[DATA SECTION start]

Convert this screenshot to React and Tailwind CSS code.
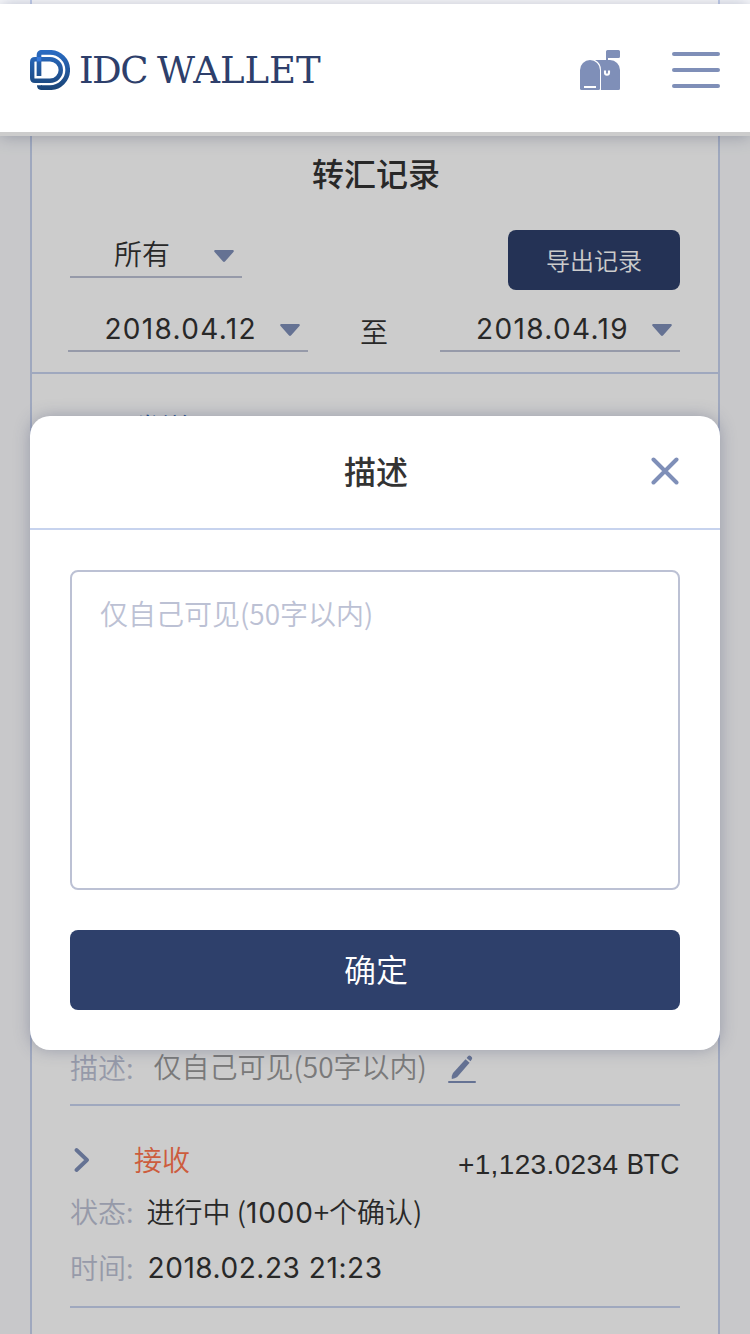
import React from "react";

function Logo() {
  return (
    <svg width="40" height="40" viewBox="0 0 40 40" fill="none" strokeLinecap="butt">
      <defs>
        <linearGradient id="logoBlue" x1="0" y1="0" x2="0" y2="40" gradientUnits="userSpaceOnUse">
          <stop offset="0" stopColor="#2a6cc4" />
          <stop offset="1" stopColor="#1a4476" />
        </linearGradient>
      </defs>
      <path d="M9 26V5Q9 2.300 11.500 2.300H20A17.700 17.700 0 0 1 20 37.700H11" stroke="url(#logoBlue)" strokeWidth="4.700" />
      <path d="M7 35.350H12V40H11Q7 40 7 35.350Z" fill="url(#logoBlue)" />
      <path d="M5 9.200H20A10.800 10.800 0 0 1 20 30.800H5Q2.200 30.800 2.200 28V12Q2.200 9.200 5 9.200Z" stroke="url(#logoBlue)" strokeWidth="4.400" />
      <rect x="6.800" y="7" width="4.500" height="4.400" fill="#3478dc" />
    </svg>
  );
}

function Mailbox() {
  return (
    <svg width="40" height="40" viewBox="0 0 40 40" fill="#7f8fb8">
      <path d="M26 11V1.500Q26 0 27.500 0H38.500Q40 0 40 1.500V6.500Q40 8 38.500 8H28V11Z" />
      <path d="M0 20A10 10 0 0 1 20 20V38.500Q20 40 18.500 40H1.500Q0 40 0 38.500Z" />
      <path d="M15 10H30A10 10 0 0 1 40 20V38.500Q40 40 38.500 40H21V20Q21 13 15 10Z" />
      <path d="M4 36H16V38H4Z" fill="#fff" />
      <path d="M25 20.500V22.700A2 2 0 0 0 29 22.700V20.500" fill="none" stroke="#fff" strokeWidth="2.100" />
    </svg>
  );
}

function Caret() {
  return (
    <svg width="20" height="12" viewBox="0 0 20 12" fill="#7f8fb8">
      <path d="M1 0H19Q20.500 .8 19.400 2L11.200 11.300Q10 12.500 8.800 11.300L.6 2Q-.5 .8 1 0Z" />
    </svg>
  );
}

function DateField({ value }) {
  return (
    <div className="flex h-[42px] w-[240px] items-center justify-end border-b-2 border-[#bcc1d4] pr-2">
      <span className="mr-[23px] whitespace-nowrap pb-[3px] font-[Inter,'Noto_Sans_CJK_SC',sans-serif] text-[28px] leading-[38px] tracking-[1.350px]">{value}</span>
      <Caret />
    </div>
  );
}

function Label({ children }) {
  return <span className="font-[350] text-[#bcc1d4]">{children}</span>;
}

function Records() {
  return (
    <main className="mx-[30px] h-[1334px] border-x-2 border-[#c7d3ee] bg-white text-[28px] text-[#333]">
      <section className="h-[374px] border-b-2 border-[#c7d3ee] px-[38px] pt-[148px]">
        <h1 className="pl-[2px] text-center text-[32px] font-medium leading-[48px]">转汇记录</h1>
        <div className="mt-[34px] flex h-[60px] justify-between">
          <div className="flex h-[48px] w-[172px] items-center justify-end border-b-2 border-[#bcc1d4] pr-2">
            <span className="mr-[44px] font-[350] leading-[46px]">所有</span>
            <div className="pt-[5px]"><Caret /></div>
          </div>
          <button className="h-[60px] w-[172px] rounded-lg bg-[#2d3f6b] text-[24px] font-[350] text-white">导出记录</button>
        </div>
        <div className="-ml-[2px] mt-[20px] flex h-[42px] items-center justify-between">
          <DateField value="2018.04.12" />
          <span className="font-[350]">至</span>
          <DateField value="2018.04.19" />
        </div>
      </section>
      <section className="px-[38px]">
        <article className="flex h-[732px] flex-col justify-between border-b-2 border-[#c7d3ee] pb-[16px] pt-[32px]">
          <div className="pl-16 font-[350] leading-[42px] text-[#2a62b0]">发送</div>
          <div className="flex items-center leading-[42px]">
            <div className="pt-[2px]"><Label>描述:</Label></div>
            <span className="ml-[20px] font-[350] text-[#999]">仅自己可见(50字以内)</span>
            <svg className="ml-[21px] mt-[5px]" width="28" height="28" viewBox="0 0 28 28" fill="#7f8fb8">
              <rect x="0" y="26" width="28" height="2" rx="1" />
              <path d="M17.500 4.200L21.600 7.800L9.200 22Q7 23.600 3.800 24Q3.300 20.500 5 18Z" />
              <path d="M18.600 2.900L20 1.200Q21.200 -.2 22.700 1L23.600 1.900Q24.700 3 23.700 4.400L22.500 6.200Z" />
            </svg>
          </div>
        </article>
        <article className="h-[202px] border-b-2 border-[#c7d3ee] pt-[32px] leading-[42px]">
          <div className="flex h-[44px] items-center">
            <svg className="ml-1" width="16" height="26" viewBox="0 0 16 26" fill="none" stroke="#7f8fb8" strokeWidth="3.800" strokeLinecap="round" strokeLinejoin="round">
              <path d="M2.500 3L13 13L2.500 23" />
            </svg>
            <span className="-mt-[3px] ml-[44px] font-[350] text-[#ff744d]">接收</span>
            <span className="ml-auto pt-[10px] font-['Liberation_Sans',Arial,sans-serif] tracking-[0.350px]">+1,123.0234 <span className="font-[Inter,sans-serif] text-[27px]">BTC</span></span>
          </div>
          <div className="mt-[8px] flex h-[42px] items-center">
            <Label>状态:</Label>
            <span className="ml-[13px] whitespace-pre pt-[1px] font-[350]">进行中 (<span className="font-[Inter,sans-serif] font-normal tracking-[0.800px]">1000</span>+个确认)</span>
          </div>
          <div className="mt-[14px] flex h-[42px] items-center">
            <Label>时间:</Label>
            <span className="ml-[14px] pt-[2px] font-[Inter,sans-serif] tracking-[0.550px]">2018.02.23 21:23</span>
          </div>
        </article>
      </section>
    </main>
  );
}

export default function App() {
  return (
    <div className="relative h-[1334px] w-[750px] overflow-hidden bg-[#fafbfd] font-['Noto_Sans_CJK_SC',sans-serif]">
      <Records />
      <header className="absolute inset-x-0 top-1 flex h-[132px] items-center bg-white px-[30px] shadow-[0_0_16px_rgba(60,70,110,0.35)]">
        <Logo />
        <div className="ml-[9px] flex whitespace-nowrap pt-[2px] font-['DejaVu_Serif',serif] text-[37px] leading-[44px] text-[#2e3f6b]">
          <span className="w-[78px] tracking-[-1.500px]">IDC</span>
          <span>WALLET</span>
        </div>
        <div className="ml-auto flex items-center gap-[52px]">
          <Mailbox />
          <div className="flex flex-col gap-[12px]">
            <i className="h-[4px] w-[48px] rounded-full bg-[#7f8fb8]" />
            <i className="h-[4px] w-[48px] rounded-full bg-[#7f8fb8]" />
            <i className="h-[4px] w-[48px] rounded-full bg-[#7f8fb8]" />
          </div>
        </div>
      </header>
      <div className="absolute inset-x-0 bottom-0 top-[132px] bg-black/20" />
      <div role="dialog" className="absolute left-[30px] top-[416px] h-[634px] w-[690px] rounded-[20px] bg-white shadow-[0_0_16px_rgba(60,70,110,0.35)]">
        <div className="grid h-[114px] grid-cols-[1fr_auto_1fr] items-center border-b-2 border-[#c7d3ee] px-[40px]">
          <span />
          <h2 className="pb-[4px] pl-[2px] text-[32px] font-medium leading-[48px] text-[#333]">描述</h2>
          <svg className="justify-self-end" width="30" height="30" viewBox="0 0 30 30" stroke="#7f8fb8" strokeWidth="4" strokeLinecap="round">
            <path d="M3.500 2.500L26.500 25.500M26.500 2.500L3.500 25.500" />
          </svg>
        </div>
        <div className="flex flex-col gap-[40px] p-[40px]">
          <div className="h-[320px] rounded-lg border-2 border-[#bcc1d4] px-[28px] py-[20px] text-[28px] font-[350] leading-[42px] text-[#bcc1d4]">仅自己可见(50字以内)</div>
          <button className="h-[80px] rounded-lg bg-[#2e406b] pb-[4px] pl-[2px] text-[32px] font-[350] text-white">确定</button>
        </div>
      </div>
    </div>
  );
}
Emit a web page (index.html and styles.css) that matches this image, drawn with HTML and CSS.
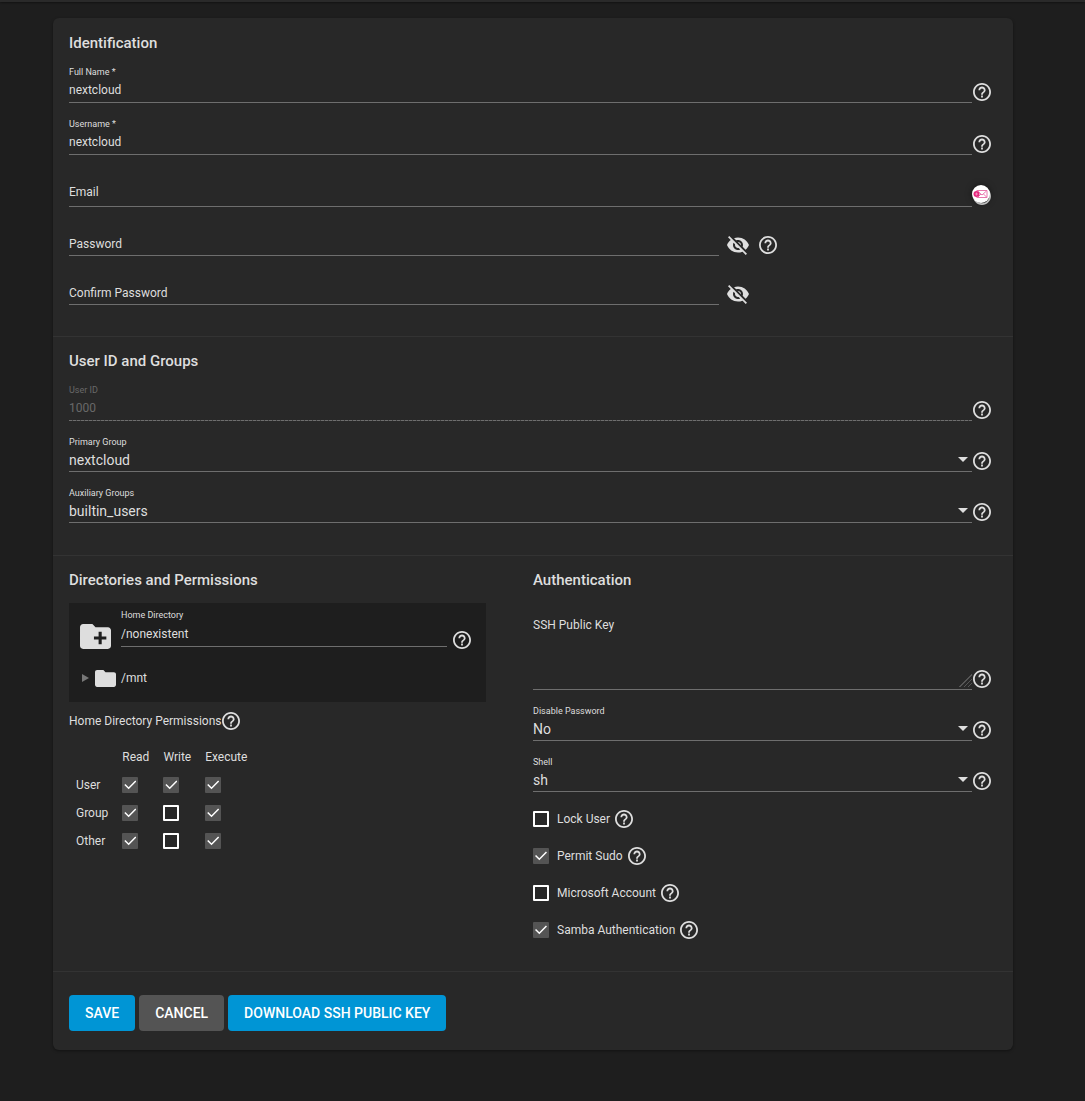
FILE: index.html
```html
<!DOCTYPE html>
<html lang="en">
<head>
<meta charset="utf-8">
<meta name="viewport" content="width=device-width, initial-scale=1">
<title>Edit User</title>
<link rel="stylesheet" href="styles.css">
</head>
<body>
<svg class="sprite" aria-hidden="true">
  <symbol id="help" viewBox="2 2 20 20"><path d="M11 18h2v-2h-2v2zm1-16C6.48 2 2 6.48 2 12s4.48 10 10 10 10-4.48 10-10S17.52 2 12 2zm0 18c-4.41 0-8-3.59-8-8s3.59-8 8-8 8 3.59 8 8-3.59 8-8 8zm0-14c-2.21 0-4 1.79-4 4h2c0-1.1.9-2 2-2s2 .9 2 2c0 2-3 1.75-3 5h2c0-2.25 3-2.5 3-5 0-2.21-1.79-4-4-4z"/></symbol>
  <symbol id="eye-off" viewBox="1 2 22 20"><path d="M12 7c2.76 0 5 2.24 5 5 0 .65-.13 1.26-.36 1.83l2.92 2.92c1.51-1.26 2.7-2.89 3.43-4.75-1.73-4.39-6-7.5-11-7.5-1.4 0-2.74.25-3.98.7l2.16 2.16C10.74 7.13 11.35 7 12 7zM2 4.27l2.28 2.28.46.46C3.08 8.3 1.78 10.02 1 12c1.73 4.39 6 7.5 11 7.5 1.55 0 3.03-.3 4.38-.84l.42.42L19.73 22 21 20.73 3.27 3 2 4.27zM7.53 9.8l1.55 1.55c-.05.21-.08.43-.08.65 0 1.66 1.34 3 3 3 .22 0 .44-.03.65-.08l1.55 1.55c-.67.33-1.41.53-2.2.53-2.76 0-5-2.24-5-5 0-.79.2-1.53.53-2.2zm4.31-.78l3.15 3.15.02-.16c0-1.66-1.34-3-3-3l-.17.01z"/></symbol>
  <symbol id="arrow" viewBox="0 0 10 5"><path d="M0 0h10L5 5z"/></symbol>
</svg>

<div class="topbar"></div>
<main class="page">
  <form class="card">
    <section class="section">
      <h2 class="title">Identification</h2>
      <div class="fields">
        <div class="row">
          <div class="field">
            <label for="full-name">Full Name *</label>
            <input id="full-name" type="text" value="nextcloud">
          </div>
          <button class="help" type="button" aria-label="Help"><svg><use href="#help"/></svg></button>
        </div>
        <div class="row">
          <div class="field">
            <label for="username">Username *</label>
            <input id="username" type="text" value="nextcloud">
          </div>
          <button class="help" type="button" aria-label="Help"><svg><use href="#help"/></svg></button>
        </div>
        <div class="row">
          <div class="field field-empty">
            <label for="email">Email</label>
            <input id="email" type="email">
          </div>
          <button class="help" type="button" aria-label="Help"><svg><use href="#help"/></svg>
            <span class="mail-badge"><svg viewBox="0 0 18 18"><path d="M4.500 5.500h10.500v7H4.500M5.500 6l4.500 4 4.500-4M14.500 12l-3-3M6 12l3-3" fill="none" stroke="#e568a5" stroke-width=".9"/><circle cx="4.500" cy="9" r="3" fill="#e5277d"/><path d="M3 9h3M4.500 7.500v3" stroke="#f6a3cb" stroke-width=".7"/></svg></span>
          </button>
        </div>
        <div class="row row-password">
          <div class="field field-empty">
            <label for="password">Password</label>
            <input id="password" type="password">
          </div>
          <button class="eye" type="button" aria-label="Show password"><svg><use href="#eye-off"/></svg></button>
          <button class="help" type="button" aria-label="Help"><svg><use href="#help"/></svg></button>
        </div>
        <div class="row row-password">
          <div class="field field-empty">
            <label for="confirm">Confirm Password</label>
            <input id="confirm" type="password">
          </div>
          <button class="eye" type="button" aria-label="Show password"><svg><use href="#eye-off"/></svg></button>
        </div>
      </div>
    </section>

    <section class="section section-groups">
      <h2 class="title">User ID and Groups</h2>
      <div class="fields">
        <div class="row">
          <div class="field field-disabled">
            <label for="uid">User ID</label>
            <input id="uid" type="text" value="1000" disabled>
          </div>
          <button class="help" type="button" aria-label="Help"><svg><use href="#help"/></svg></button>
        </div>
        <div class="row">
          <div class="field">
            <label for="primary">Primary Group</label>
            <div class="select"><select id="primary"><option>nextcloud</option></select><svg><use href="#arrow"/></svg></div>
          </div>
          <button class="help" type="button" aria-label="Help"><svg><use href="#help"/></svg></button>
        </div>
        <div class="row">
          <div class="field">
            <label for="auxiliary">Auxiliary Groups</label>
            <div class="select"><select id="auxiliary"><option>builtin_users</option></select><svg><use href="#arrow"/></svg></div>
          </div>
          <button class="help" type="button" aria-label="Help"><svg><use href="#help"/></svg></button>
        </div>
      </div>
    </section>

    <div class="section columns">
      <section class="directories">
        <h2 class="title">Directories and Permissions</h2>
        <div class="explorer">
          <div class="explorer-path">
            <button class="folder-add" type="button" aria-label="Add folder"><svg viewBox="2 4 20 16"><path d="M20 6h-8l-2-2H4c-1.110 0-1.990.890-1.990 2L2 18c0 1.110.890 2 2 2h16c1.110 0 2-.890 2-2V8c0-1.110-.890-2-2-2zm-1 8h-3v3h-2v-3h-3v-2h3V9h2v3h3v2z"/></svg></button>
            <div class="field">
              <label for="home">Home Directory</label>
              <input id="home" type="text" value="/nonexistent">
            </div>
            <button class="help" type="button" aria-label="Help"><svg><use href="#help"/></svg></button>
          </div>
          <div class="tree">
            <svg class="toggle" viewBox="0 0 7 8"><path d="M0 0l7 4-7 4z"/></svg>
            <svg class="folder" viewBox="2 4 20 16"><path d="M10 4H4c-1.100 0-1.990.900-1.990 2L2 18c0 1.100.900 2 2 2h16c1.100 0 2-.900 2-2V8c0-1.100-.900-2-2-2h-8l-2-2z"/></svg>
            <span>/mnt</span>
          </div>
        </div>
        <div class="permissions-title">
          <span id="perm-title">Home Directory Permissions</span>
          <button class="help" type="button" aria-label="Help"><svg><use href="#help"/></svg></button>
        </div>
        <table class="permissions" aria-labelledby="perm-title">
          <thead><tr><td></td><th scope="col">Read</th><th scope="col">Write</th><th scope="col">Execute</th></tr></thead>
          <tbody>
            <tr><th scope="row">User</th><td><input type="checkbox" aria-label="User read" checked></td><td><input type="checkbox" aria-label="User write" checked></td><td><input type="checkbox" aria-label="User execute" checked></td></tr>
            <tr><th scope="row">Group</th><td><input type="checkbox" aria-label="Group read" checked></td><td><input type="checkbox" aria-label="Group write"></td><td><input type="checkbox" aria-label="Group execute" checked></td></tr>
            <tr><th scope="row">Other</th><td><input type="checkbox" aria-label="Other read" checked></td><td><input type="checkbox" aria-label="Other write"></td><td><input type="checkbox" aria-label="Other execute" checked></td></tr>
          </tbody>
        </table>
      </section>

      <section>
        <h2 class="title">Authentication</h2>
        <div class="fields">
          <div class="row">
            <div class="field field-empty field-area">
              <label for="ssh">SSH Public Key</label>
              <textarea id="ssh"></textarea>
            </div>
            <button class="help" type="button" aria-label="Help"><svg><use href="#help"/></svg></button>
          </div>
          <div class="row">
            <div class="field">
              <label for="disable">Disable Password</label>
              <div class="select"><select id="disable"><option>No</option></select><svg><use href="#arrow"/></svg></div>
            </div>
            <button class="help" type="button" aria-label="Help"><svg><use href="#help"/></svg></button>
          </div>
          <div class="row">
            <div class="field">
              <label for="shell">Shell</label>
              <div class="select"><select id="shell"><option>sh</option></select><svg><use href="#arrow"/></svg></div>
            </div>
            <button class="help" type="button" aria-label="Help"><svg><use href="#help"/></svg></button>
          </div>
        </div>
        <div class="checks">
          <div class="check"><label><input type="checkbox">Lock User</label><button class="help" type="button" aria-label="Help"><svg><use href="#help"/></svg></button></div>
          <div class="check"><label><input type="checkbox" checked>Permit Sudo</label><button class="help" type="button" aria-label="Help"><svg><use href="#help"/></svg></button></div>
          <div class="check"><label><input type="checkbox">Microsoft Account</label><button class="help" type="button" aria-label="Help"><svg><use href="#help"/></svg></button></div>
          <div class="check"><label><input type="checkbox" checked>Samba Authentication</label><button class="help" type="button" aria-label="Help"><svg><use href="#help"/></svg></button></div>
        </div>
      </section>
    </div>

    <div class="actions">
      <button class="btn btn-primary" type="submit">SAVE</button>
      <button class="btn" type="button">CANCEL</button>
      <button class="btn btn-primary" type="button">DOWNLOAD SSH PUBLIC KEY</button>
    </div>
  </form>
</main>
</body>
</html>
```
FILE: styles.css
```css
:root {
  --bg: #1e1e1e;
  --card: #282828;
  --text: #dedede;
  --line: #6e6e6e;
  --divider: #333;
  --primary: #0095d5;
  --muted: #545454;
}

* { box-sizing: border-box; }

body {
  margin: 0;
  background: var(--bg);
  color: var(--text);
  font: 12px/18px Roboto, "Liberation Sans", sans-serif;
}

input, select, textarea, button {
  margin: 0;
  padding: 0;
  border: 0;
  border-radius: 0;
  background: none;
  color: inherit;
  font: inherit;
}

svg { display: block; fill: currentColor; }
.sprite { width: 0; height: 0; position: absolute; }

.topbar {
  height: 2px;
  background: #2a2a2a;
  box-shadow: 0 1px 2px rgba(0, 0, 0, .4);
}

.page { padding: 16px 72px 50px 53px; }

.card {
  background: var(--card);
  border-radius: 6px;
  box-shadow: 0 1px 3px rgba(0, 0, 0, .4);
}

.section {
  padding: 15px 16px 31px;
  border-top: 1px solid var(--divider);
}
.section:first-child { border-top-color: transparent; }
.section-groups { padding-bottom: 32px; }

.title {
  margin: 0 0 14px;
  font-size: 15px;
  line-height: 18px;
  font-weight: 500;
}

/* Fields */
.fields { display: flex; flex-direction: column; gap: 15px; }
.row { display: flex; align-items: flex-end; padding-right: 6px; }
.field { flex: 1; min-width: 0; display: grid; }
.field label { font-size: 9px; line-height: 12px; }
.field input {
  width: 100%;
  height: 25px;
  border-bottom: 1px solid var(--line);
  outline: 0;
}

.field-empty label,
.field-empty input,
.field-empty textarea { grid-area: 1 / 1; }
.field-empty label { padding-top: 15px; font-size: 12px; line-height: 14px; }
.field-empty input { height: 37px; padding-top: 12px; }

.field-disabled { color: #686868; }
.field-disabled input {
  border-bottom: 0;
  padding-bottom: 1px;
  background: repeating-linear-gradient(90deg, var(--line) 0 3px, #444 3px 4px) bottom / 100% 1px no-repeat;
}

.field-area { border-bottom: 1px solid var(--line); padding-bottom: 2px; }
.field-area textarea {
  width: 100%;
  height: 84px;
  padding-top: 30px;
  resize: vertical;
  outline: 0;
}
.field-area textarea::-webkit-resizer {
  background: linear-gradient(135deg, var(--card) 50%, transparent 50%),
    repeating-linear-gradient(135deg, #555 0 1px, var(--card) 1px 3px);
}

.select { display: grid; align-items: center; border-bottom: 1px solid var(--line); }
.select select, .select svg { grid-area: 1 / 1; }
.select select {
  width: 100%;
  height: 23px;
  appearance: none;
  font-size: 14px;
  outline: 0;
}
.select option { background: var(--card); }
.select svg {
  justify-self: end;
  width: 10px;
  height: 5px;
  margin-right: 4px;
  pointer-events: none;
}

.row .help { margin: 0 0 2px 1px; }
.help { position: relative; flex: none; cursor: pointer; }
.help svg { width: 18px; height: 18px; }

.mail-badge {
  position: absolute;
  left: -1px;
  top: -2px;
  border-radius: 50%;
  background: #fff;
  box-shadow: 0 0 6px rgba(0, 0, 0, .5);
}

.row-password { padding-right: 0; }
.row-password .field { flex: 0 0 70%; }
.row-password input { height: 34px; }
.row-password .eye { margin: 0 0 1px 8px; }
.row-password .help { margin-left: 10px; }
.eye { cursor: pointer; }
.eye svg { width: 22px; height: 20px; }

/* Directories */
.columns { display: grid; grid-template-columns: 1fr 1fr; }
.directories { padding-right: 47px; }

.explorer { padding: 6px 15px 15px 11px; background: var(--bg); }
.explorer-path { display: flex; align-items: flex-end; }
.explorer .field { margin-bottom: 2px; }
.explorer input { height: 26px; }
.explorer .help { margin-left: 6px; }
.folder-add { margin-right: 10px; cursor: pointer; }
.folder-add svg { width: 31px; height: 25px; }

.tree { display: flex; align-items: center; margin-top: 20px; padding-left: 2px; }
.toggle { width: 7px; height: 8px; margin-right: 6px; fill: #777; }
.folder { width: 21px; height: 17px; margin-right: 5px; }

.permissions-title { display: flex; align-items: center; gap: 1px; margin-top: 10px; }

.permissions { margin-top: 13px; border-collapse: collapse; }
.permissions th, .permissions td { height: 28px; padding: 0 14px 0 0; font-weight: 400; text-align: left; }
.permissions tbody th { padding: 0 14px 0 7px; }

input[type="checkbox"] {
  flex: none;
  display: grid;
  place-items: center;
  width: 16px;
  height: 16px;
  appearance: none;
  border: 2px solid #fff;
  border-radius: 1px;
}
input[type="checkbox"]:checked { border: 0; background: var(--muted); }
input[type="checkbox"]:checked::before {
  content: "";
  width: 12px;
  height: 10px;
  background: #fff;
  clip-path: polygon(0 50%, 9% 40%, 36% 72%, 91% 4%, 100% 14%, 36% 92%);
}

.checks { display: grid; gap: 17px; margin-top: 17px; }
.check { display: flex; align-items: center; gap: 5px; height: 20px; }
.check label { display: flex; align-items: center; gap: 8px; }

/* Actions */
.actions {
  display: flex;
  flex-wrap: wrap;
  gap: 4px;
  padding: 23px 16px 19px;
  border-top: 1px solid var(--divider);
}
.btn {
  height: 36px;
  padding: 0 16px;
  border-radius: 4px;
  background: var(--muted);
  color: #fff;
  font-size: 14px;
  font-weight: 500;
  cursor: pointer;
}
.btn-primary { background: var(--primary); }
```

[DATA SECTION end]

--- DIRECTION ---
Say how many lines in the entries contain the string "page", and leave out everything else.

--- TASK RESULT ---
3